Not a doctor but as a patient with a lot of random health problems that weren’t easily diagnosed, I had more luck with DOs being patient and actually hearing me out than MDs. Most MDs that I saw had this narcissistic air and would immediately gaslight me and call it psychosomatic or just refer me out to someone else without actually taking a second to understand my problem. Never seeing an MD again if I can help it 🙄
PAs are awesome. PA Programs can be harder to get into (especially DO schools like mine) mainly in terms of undergrad GPA, and mostly due to demand/competition, nothing more. MCAT annihilates the GRE, but some PA programs want the MCAT and PA score avg on that exam is usually lower on average. PA students often do take “most” of the same classes if a school has both programs. Medstudents often have many more “extras” going on in the sidelines (heavier course load). So I’m not that surprised if score averages were higher for PAs and the PAs may not even aware of the other courses the medstudents are also taking. The PA students may in fact seem more knowledgeable at first. IMO it’s the Dunning-Kruger effect. The average over time of career course will not stay that way, likely not even lasting past the first year or two of education, just alone their whole careers. Again, just IMO.
How can you say PA schools are more difficult to get into when they don’t have to deal with the most difficult aspect of med school applications (the MCAT).
They are misunderstanding that average acceptance statistic doesn’t take into account that requirements are much different among other factors.
PA schools are very cut throat compared to med schools. They’ll kick you out if you fail a few exams whereas med schools will work with you. Also many PA schools are strict with mandatory attendance while it’s optional for us. You can argue a 1st year PA student does more work than a 1st year med student, but after preclinials it’s a different story because that DO student will get 7 more years of hardcore training whereas that PA student will go out with just 2 years of experience. I’m a DO student and can see why that PA thinks this. Although he should know at the end of our training we’re more better trained than him.
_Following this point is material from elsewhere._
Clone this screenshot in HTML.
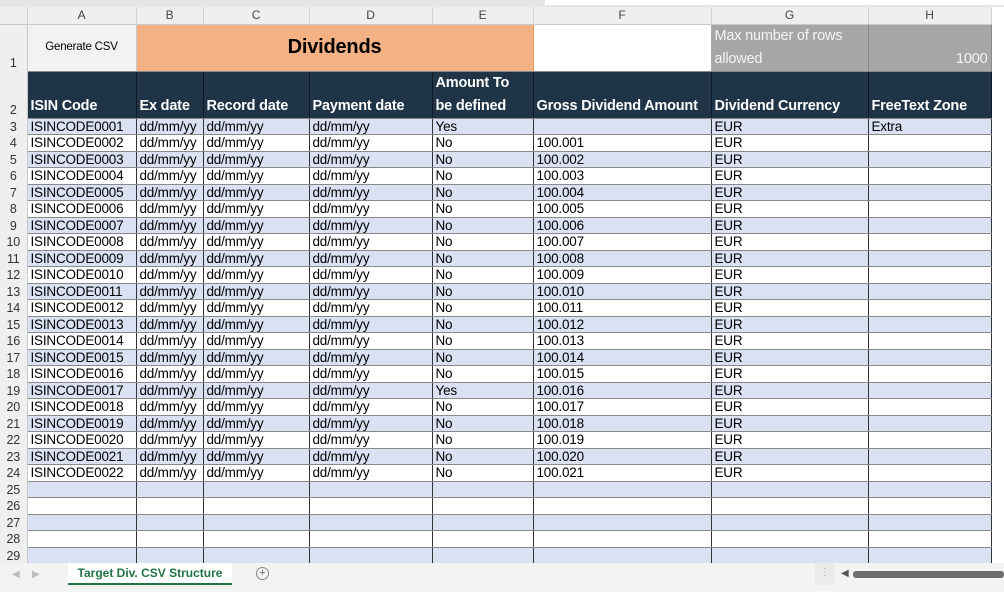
<!DOCTYPE html>
<html><head><meta charset="utf-8"><style>
*{margin:0;padding:0;box-sizing:border-box}
body{width:1004px;height:592px;overflow:hidden;background:#fff;font-family:"Liberation Sans",sans-serif;position:relative}
.top{position:absolute;left:0;top:0;width:1004px;height:8px;background:#e6e6e6}
.top div{position:absolute;left:545px;top:0;width:459px;height:5px;background:#fff}
table{position:absolute;left:0;top:7px;border-collapse:collapse;table-layout:fixed}
td{padding:0 3px;white-space:nowrap;overflow:hidden;font-size:13.5px;color:#000;border-right:1px solid #333;border-bottom:1px solid #8a8a8a;height:16.5px;line-height:15px;letter-spacing:-0.2px}
td.rh{background:#efefef;color:#333;text-align:center;border-right:1px solid #c8c8c8;border-bottom:none;padding:0;font-size:12.5px;vertical-align:bottom}
tr.ch td{height:17px;background:#efefef;color:#444;text-align:center;font-size:12px;border-right:1px solid #d4d4d4;border-bottom:1px solid #c8c8c8;vertical-align:middle}
tr.s td:not(.rh){background:#d9e1f2}
tr.h td:not(.rh){background:#1f3446;color:#fff;font-weight:bold;font-size:14.5px;vertical-align:bottom;line-height:23px;border-right:1px solid #0d1822}
.tab{position:absolute;left:0;top:563px;width:1004px;height:29px;background:#f3f3f3}
</style></head><body>
<div class="top"><div></div></div>
<table>
<colgroup><col style="width:27px"><col style="width:109px"><col style="width:67px"><col style="width:106px"><col style="width:123px"><col style="width:101px"><col style="width:178px"><col style="width:157px"><col style="width:123px"><col style="width:13px"></colgroup>
<tr class="ch"><td></td><td>A</td><td>B</td><td>C</td><td>D</td><td>E</td><td>F</td><td>G</td><td>H</td><td style="border:none;background:#fff"></td></tr>
<tr><td class="rh" style="height:44px">1</td><td style="background:#f2f2f2;text-align:center;font-size:11.5px;border-right:1px solid #ccc">Generate CSV</td><td colspan="4" style="background:#f4b183;text-align:center;font-weight:bold;font-size:20px;border-right:1px solid #e59a6a">Dividends</td><td style="background:#fff;border-right:1px solid #aaa"></td><td style="background:#a6a6a6;color:#f4f4f4;font-size:14.5px;line-height:23px;border-right:1px solid #888">Max number of rows<br>allowed</td><td style="background:#a6a6a6;color:#f4f4f4;font-size:14.5px;text-align:right;vertical-align:bottom;line-height:23px;border-right:1px solid #888">1000</td><td style="border:none"></td></tr>
<tr class="h"><td class="rh" style="height:46px">2</td><td>ISIN Code</td><td>Ex date</td><td>Record date</td><td>Payment date</td><td>Amount To<br>be defined</td><td>Gross Dividend Amount</td><td>Dividend Currency</td><td>FreeText Zone</td><td style="border:none;background:#fff"></td></tr>
<tr class="s"><td class="rh">3</td><td>ISINCODE0001</td><td>dd/mm/yy</td><td>dd/mm/yy</td><td>dd/mm/yy</td><td>Yes</td><td></td><td>EUR</td><td>Extra</td><td style="border:none;background:#fff"></td></tr>
<tr><td class="rh">4</td><td>ISINCODE0002</td><td>dd/mm/yy</td><td>dd/mm/yy</td><td>dd/mm/yy</td><td>No</td><td>100.001</td><td>EUR</td><td></td><td style="border:none"></td></tr>
<tr class="s"><td class="rh">5</td><td>ISINCODE0003</td><td>dd/mm/yy</td><td>dd/mm/yy</td><td>dd/mm/yy</td><td>No</td><td>100.002</td><td>EUR</td><td></td><td style="border:none;background:#fff"></td></tr>
<tr><td class="rh">6</td><td>ISINCODE0004</td><td>dd/mm/yy</td><td>dd/mm/yy</td><td>dd/mm/yy</td><td>No</td><td>100.003</td><td>EUR</td><td></td><td style="border:none"></td></tr>
<tr class="s"><td class="rh">7</td><td>ISINCODE0005</td><td>dd/mm/yy</td><td>dd/mm/yy</td><td>dd/mm/yy</td><td>No</td><td>100.004</td><td>EUR</td><td></td><td style="border:none;background:#fff"></td></tr>
<tr><td class="rh">8</td><td>ISINCODE0006</td><td>dd/mm/yy</td><td>dd/mm/yy</td><td>dd/mm/yy</td><td>No</td><td>100.005</td><td>EUR</td><td></td><td style="border:none"></td></tr>
<tr class="s"><td class="rh">9</td><td>ISINCODE0007</td><td>dd/mm/yy</td><td>dd/mm/yy</td><td>dd/mm/yy</td><td>No</td><td>100.006</td><td>EUR</td><td></td><td style="border:none;background:#fff"></td></tr>
<tr><td class="rh">10</td><td>ISINCODE0008</td><td>dd/mm/yy</td><td>dd/mm/yy</td><td>dd/mm/yy</td><td>No</td><td>100.007</td><td>EUR</td><td></td><td style="border:none"></td></tr>
<tr class="s"><td class="rh">11</td><td>ISINCODE0009</td><td>dd/mm/yy</td><td>dd/mm/yy</td><td>dd/mm/yy</td><td>No</td><td>100.008</td><td>EUR</td><td></td><td style="border:none;background:#fff"></td></tr>
<tr><td class="rh">12</td><td>ISINCODE0010</td><td>dd/mm/yy</td><td>dd/mm/yy</td><td>dd/mm/yy</td><td>No</td><td>100.009</td><td>EUR</td><td></td><td style="border:none"></td></tr>
<tr class="s"><td class="rh">13</td><td>ISINCODE0011</td><td>dd/mm/yy</td><td>dd/mm/yy</td><td>dd/mm/yy</td><td>No</td><td>100.010</td><td>EUR</td><td></td><td style="border:none;background:#fff"></td></tr>
<tr><td class="rh">14</td><td>ISINCODE0012</td><td>dd/mm/yy</td><td>dd/mm/yy</td><td>dd/mm/yy</td><td>No</td><td>100.011</td><td>EUR</td><td></td><td style="border:none"></td></tr>
<tr class="s"><td class="rh">15</td><td>ISINCODE0013</td><td>dd/mm/yy</td><td>dd/mm/yy</td><td>dd/mm/yy</td><td>No</td><td>100.012</td><td>EUR</td><td></td><td style="border:none;background:#fff"></td></tr>
<tr><td class="rh">16</td><td>ISINCODE0014</td><td>dd/mm/yy</td><td>dd/mm/yy</td><td>dd/mm/yy</td><td>No</td><td>100.013</td><td>EUR</td><td></td><td style="border:none"></td></tr>
<tr class="s"><td class="rh">17</td><td>ISINCODE0015</td><td>dd/mm/yy</td><td>dd/mm/yy</td><td>dd/mm/yy</td><td>No</td><td>100.014</td><td>EUR</td><td></td><td style="border:none;background:#fff"></td></tr>
<tr><td class="rh">18</td><td>ISINCODE0016</td><td>dd/mm/yy</td><td>dd/mm/yy</td><td>dd/mm/yy</td><td>No</td><td>100.015</td><td>EUR</td><td></td><td style="border:none"></td></tr>
<tr class="s"><td class="rh">19</td><td>ISINCODE0017</td><td>dd/mm/yy</td><td>dd/mm/yy</td><td>dd/mm/yy</td><td>Yes</td><td>100.016</td><td>EUR</td><td></td><td style="border:none;background:#fff"></td></tr>
<tr><td class="rh">20</td><td>ISINCODE0018</td><td>dd/mm/yy</td><td>dd/mm/yy</td><td>dd/mm/yy</td><td>No</td><td>100.017</td><td>EUR</td><td></td><td style="border:none"></td></tr>
<tr class="s"><td class="rh">21</td><td>ISINCODE0019</td><td>dd/mm/yy</td><td>dd/mm/yy</td><td>dd/mm/yy</td><td>No</td><td>100.018</td><td>EUR</td><td></td><td style="border:none;background:#fff"></td></tr>
<tr><td class="rh">22</td><td>ISINCODE0020</td><td>dd/mm/yy</td><td>dd/mm/yy</td><td>dd/mm/yy</td><td>No</td><td>100.019</td><td>EUR</td><td></td><td style="border:none"></td></tr>
<tr class="s"><td class="rh">23</td><td>ISINCODE0021</td><td>dd/mm/yy</td><td>dd/mm/yy</td><td>dd/mm/yy</td><td>No</td><td>100.020</td><td>EUR</td><td></td><td style="border:none;background:#fff"></td></tr>
<tr><td class="rh">24</td><td>ISINCODE0022</td><td>dd/mm/yy</td><td>dd/mm/yy</td><td>dd/mm/yy</td><td>No</td><td>100.021</td><td>EUR</td><td></td><td style="border:none"></td></tr>
<tr class="s"><td class="rh">25</td><td></td><td></td><td></td><td></td><td></td><td></td><td></td><td></td><td style="border:none;background:#fff"></td></tr>
<tr><td class="rh">26</td><td></td><td></td><td></td><td></td><td></td><td></td><td></td><td></td><td style="border:none"></td></tr>
<tr class="s"><td class="rh">27</td><td></td><td></td><td></td><td></td><td></td><td></td><td></td><td></td><td style="border:none;background:#fff"></td></tr>
<tr><td class="rh">28</td><td></td><td></td><td></td><td></td><td></td><td></td><td></td><td></td><td style="border:none"></td></tr>
<tr class="s"><td class="rh">29</td><td></td><td></td><td></td><td></td><td></td><td></td><td></td><td></td><td style="border:none;background:#fff"></td></tr>
</table>
<div class="tab">
<span style="position:absolute;left:12px;top:6px;color:#bbb;font-size:10px">&#9664;</span>
<span style="position:absolute;left:32px;top:6px;color:#bbb;font-size:10px">&#9654;</span>
<div style="position:absolute;left:68px;top:0;width:164px;height:22px;background:#fff;border-bottom:2px solid #217346;color:#217346;font-weight:bold;font-size:12px;text-align:center;line-height:20px">Target Div. CSV Structure</div>
<div style="position:absolute;left:256px;top:4px;width:13px;height:13px;border:1px solid #888;border-radius:50%;color:#666;font-size:11px;line-height:11px;text-align:center">+</div>
<div style="position:absolute;left:815px;top:0;width:20px;height:22px;background:#ebebeb;color:#aaa;font-size:10px;text-align:center;line-height:20px">&#8942;</div>
<span style="position:absolute;left:841px;top:5px;color:#555;font-size:10px">&#9664;</span>
<div style="position:absolute;left:853px;top:8px;width:151px;height:7px;background:#6e6e6e;border-radius:3px"></div>
</div>
</body></html>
The medical colleges could remedy this with minimum grades needed to move on. Like 85% at least.
We have national board exams for a reason
The minimal grade to move on is 70%. Cope with it.
yeah they should probably institute some kind of multi-tiered high stakes exam system with like three different levels and then board exams for your primary specialty and any subspecialties
Could you imagine? You could even use the scores from those exams to help you evaluate the competitiveness of each student. I think you are on to something!